Ich kann nicht mit den Geschichten meiner Freunde mithalten. Bisher war ich immer der, der verdroschen wurde. Ich habe nicht einen einzigen Sieg. Egal ob in einem Randviertel von Sofia oder auf dem Donauinselfest in Wien - irgendwelche Jugendlichen fanden immer einen Grund, auf mich loszugehen. Mal habe ich wen schief angesehen oder ich lief gerade einem über den Weg, der gerade seine Aggressionen raus lassen wollte. Ich habe nie versucht, mich groß zu wehren, eher den Konflikt mit Worten zu lösen. Währenddessen bekam ich auf die Haube. Ich kenne mich mit Kampfkunst gar nicht aus, war nie bei einem Fußballspiel und bin nicht sicher, wie ein Schlagring aussieht. Auch Chuck Norris fand ich nie cool. Ich stand immer mehr auf Woody Allen. Ich hoffe, es bricht kein Krieg aus, und ich muss nie zur Armee. Sonst wäre ich die erste Geisel.

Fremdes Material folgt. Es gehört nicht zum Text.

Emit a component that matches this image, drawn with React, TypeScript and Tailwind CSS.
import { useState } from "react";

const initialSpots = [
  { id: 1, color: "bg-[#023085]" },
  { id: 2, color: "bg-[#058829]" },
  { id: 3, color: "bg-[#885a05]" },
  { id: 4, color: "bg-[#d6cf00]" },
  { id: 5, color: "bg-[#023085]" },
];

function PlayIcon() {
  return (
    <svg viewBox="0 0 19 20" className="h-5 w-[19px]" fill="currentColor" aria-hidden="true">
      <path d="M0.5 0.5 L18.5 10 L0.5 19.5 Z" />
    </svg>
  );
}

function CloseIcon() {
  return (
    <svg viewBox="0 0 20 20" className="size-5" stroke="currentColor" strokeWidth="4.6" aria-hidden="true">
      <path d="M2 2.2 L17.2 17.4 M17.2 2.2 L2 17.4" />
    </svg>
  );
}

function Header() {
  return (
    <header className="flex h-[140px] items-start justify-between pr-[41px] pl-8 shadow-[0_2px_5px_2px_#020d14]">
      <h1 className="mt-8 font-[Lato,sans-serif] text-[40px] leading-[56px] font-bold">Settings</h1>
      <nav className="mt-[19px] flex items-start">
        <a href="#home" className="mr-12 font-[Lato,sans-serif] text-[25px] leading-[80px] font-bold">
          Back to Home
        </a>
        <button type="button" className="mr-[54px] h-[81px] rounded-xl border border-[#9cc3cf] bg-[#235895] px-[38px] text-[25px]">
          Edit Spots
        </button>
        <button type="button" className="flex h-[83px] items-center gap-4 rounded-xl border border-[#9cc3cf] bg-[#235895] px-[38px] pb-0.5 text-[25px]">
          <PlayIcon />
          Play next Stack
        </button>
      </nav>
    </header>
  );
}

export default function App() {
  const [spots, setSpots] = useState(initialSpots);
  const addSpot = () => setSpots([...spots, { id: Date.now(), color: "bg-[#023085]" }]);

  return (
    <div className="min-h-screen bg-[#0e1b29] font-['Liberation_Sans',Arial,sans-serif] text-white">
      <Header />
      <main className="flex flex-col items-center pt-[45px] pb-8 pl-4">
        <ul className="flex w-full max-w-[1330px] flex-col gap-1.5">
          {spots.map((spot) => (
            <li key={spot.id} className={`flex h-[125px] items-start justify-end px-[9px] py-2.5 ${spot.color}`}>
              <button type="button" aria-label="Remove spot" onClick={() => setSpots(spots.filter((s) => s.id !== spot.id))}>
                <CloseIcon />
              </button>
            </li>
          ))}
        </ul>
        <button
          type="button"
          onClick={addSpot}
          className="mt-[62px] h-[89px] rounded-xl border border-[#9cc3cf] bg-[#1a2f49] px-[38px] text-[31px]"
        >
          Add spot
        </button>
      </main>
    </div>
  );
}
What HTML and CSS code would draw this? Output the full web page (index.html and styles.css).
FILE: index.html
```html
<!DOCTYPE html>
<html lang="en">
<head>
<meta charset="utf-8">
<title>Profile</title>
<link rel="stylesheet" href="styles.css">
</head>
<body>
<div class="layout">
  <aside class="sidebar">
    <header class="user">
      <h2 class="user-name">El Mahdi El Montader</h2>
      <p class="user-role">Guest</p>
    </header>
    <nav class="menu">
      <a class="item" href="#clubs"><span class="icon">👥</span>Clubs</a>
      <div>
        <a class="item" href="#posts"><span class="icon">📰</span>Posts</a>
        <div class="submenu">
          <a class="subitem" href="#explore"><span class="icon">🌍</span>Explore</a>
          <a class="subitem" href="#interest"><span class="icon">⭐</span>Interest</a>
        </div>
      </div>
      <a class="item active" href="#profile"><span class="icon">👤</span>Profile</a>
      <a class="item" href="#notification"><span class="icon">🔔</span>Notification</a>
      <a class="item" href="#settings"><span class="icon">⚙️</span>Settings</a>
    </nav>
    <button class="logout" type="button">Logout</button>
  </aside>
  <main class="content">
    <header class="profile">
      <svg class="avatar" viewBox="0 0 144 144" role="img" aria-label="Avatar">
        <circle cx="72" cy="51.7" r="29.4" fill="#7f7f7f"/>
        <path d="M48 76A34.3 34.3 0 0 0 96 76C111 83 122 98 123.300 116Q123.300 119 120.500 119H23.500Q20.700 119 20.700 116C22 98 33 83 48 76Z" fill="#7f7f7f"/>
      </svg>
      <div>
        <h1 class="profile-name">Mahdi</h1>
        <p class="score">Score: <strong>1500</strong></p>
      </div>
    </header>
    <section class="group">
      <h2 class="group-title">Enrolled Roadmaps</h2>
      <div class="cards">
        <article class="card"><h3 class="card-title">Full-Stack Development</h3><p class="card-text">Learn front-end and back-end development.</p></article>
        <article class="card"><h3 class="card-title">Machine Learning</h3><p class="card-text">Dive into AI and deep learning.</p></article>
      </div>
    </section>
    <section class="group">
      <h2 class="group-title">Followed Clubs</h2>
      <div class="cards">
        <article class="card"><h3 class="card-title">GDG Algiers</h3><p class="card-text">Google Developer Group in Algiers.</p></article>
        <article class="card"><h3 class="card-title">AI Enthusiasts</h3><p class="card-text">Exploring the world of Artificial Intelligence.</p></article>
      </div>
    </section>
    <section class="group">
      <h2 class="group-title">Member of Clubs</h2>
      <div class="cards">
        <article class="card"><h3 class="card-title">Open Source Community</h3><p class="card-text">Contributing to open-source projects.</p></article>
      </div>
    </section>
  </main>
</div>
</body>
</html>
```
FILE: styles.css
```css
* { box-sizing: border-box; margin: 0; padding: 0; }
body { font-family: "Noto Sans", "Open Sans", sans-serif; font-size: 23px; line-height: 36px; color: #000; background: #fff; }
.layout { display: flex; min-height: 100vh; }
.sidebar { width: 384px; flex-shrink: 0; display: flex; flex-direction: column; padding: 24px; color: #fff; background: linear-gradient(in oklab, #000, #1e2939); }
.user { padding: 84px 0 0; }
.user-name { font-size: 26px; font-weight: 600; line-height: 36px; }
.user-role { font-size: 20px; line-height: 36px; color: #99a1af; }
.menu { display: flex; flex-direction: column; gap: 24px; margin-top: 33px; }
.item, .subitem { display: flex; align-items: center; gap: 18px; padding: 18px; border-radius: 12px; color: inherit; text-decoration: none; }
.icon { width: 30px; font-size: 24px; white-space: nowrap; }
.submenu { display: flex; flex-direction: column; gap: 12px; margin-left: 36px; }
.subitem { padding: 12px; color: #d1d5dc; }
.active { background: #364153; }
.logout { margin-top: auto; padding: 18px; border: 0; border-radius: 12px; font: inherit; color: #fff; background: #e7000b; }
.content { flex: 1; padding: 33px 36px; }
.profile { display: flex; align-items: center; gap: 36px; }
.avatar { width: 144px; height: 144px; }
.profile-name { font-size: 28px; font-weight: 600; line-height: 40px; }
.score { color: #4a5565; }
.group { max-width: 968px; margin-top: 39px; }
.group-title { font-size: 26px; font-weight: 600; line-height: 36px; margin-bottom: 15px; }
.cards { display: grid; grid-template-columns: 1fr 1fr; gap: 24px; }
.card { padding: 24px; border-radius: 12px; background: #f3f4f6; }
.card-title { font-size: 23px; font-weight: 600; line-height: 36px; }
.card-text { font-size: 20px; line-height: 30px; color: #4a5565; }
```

„Wir müssen uns rächen!“, sagten sofort Vlado, Sascho und Peter im Chor, als sie erfuhren, was mit meinem Bruder in Sofia passiert ist. Nein, Leute, müssen wir nicht. Ich bleibe bei meiner pazifistischen Einstellung. Keine Ahnung, ob ich auf Jesus Christus stehe oder einfach nur ein Hippie bin. Das Einzige, was wir mit einem Rachefeldzug erreichen können, ist dass mehr Menschen mit genähten Köpfen im Krankenhaus liegen. Die Schläger kriegen es irgendwann zurück oder auch nicht. Chillt ab, Freunde, nicht mit Muskeln sollt ihr den Menschen Respekt beibringen. Lasst das, eigentlich ist Chuck Norris ein Schlappschwanz.